E poi cosa è scattato in te?
«Dopo il primo step fuori dall’Italia, ho capito che mi piace confrontarmi con altre culture e apprendere modi di lavorare, così, il passo successivo è stato Bruxelles, al Parlamento Europeo e l’Università Libre de Bruxelles, per un progetto Leonardo. Non mi bastava, e cosi è iniziata l’esperienza in Danimarca, per un progetto SVE. Nazioni diverse, modi pensare e pratiche diverse, mi hanno spinto a chiedermi cosa cambia nell’identità delle persone quando sono in ‘mobilità’ tra luoghi diversi. E di questo quesito ne ho fatto un progetto di ricerca per la Newcastle University, per cui lavoro da 4 anni ormai. La mia tesi di dottorato è stata consegnata e sarà discussa a dicembre. Da questi percorsi di studio sul senso di appartenenza ai luoghi ed esperienze personali di viaggio è nato il mio quesito più grande che mi ha spinto a scrivere un progetto di dottorato, che riguarda il senso di affezione ai luoghi: place attachment e place identity».
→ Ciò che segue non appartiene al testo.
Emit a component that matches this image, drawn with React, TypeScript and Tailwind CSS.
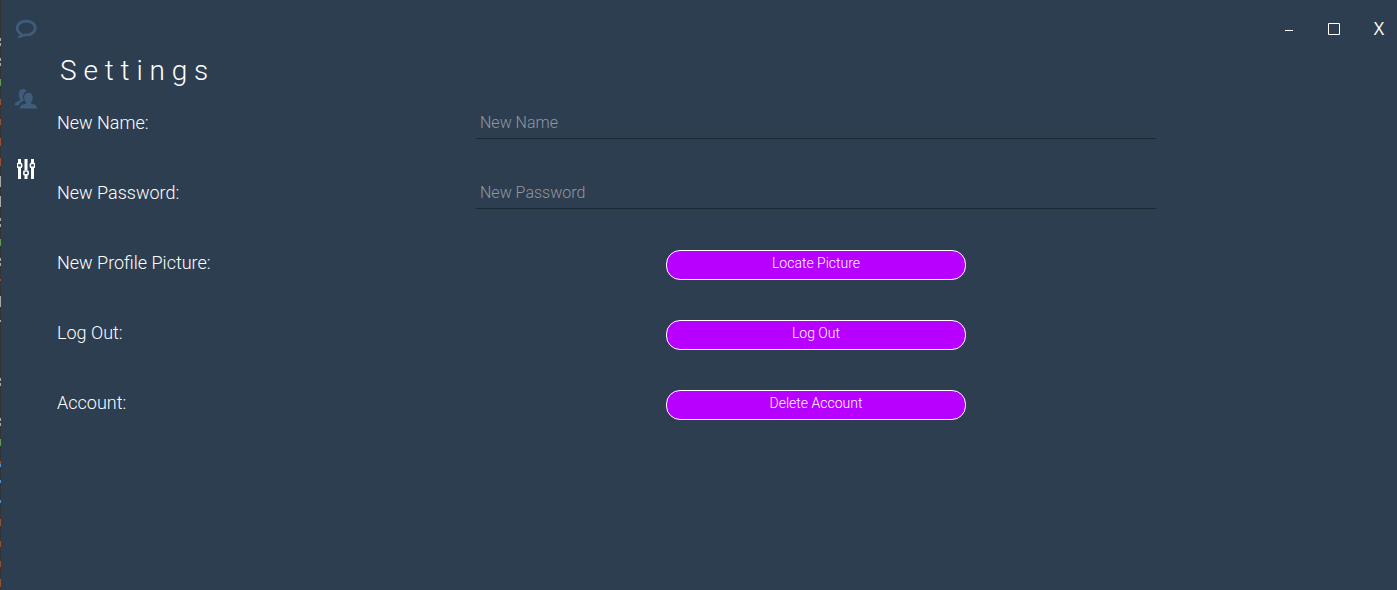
import type { ReactNode } from 'react';

function ChatIcon() {
  return (
    <svg width="22" height="20" viewBox="0 0 22 20" aria-hidden="true">
      <path fill="none" stroke="currentColor" strokeWidth="2.700" d="M6.200 15C3.600 13.700 2.200 11.500 2.200 9.100 2.200 5 6 2.200 11.200 2.200S20.200 5 20.200 9.100 16.400 16 11.200 16c-.9 0-1.600-.1-2.400-.2" />
      <path fill="currentColor" d="M5 13.500l5 2.200c-1.500 2.200-4 3.600-8 3.300 1.700-1.200 2.900-2.800 3-5.500Z" />
    </svg>
  );
}

function PeopleIcon() {
  return (
    <svg width="24" height="22" viewBox="0 0 24 22" fill="currentColor" aria-hidden="true">
      <path d="M9.200 1C11 1 12.200 1.700 12.700 3 10.300 4 9 6 9 8.700c0 1.600.5 2.900 1.200 3.900-2.600.700-4.300 2.200-5.400 4.600H0.500c.3-2.800 2.300-3.800 5.600-4.700v-1.500C5.200 9.600 4.700 7.800 4.800 5.700 4.900 2.800 6.500 1 9.200 1Z" />
      <path d="M14.500 4.800c2.700 0 4.300 1.900 4.300 4.600 0 2-.7 3.800-1.900 4.800v1.300c3.800.700 6.100 1.900 6.400 5H5.700c.3-3.100 2.600-4.300 6.400-5v-1.300c-1.200-1-1.900-2.800-1.900-4.800 0-2.700 1.600-4.600 4.300-4.600Z" />
    </svg>
  );
}

function SlidersIcon() {
  return (
    <svg width="18" height="20" viewBox="0 0 18 20" aria-hidden="true">
      <path fill="none" stroke="currentColor" strokeWidth="3" d="M2.500 0v4M2.500 9v11M9 0v11M9 16v4M15.500 0v4M15.500 9v11" />
      <g fill="none" stroke="currentColor" strokeWidth="1.600">
        <rect x="0.400" y="4.500" width="4.200" height="3.800" rx="0.800" />
        <rect x="6.900" y="12" width="4.200" height="3.800" rx="0.800" />
        <rect x="13.400" y="4.500" width="4.200" height="3.800" rx="0.800" />
      </g>
    </svg>
  );
}

function BackdropEdge() {
  return (
    <svg className="w-px shrink-0 self-stretch bg-[#343434]" aria-hidden="true">
      <path stroke="#a8a8a8" strokeWidth="2" d="M0 38v3M0 43v3M0 58v3M0 63v3M0 176v11M0 196v11M0 218v3M0 224v3M0 258v3M0 263v3M0 296v11M0 320v2M0 378v3M0 383v3M0 418v3M0 423v3" />
      <path stroke="#629a4e" strokeWidth="2" d="M0 79v7M0 239v7M0 439v7" />
      <path stroke="#96502e" strokeWidth="2" d="M0 99v6M0 119v6M0 138v8M0 158v8M0 279v2M0 461v3M0 519v7M0 541v6M0 561v6M0 579v8" />
      <path stroke="#568bc4" strokeWidth="2" d="M0 464v3M0 480v3M0 500v3" />
    </svg>
  );
}

function NavButton({ label, active = false, children }: { label: string; active?: boolean; children: ReactNode }) {
  return (
    <button
      type="button"
      aria-label={label}
      aria-current={active ? 'page' : undefined}
      className={`flex h-10 w-full items-center justify-center ${active ? 'text-white' : 'text-[#3f5c7b]'}`}
    >
      {children}
    </button>
  );
}

const rowClass = 'grid h-[70px] grid-cols-[419fr_680fr_241fr] items-center';
const labelClass = 'pt-0.5 text-lg text-white';

function FieldRow({ id, type, name }: { id: string; type: string; name: string }) {
  return (
    <div className={rowClass}>
      <label htmlFor={id} className={labelClass}>{name}:</label>
      <input
        id={id}
        type={type}
        placeholder={name}
        className="h-[34px] w-full border-b border-[#1b2733] bg-transparent px-1 pt-0.5 text-base text-white outline-none placeholder:text-[#8f98a2]"
      />
    </div>
  );
}

function ActionRow({ id, label, action }: { id: string; label: string; action: string }) {
  return (
    <div className={rowClass}>
      <label htmlFor={id} className={labelClass}>{label}</label>
      <div className="flex justify-center pt-[6px]">
        <button id={id} type="button" className="flex h-[30px] w-[300px] items-center justify-center rounded-[14px] border border-white bg-[#b700ff] pb-1 text-sm text-white">
          {action}
        </button>
      </div>
    </div>
  );
}

export default function App() {
  return (
    <div className="flex min-h-screen bg-[#2d3e50] font-['Roboto',sans-serif] font-light">
      <BackdropEdge />
      <nav aria-label="Main" className="flex w-[50px] shrink-0 flex-col gap-[30px] pt-[9px]">
        <NavButton label="Chat"><ChatIcon /></NavButton>
        <NavButton label="Contacts"><PeopleIcon /></NavButton>
        <NavButton label="Settings" active><SlidersIcon /></NavButton>
      </nav>
      <main className="min-w-0 flex-1">
        <header className="flex h-[87px] items-start justify-between pl-[9px]">
          <h1 className="pt-[55px] text-[28px] leading-8 text-white">S e t t i n g s</h1>
          <div className="flex gap-[9px] pt-[11px] text-white">
            <button type="button" aria-label="Minimize" className="flex h-9 w-9 items-center justify-center">
              <svg width="8" height="12" aria-hidden="true"><path fill="currentColor" d="M0 7h8v1H0z" /></svg>
            </button>
            <button type="button" aria-label="Maximize" className="flex h-9 w-9 items-center justify-center">
              <svg width="12" height="12" aria-hidden="true"><path fill="none" stroke="currentColor" d="M.5.5h11v11H.5z" /></svg>
            </button>
            <button type="button" aria-label="Close" className="flex h-9 w-9 items-center justify-center pb-0.5 font-['Open_Sans',sans-serif] text-lg font-medium">X</button>
          </div>
        </header>
        <form className="pl-1.5" onSubmit={(event) => event.preventDefault()}>
          <FieldRow id="new-name" type="text" name="New Name" />
          <FieldRow id="new-password" type="password" name="New Password" />
          <ActionRow id="picture" label="New Profile Picture:" action="Locate Picture" />
          <ActionRow id="logout" label="Log Out:" action="Log Out" />
          <ActionRow id="account" label="Account:" action="Delete Account" />
        </form>
      </main>
    </div>
  );
}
Parlaci un po’ della tua ‘creatura’: “Age is just a bingo number”.
«Il documentario ‘Age is Just a bingo number’ e un prodotto della mia ricerca di dottorato che racconta le storie di migrazioni di una comunità di italiani e molisani emigrati a Newcastle upon Tyne. Mette in luce i loro bisogni che si spera vengano accolti da policy makers. Sarà proiettato per la prima volta in Italia a Campobasso il 12 novembre all’ex Gil, grazie alla sensibilità dell’assessore Cotugno. Di seguito all’Unimol il 14 novembre e infine il 16 novembre presso l’Ordine degli Psicologi del Molise.
Il progetto è finanziato da EngageFMS, Institute of Creative Arts Practices e Film@CultureLab di Newcastle University».
Cosa ti manca del Molise o cosa provi quando torni a casa?
«Non ho mai smesso di amare il mio Molise. Ci torno ogni volta che posso e racconto ai miei amici e familiari quanto sono fortunati. Ho coltivato un lungo interesse per i beni immateriali intangibili della Regione Molise e oggetti della civiltà contadina a cui ho dedicato la tesi di laura magistrale e triennale con la supervisione del professore Vincenzo Padiglione della Sapienza di Roma. È stato lui ad insistere che dovevo tornare in Molise e intervistare tutti i curatori di piccoli musei demo-etnoantropologici della regione. E cosi è stato.
Lui mi diceva sempre: “Se vuoi andare lontano, devi sapere conoscere bene le tue radici”. Mi sono messa in viaggio alla scoperta del Molise con una video camera come amica: da Scapoli, Castel San Vincenzo, Sant’Elena Sannita, fino a Toro, Jelsi, Larino, a bordo di una Tipo verde, come quella del commissario Montalbano!».
Come accennato la ricercatrice molisana nei giorni scorsi ha ricevuto il plauso dell’assessore al Turismo, alla Cultura e molisani nel mondo, Vincenzo Cotugno, che di lei ha detto: «Una giovane mente, una figlia della nostra terra, che si sta distinguendo all’estero nel ruolo di ricercatrice».
Il film-documentario “Age is just a bingo number”, a breve sarà in visione nelle sale cinematografiche di diversi paesi del mondo ma si preannuncia già come un successo da non perdere.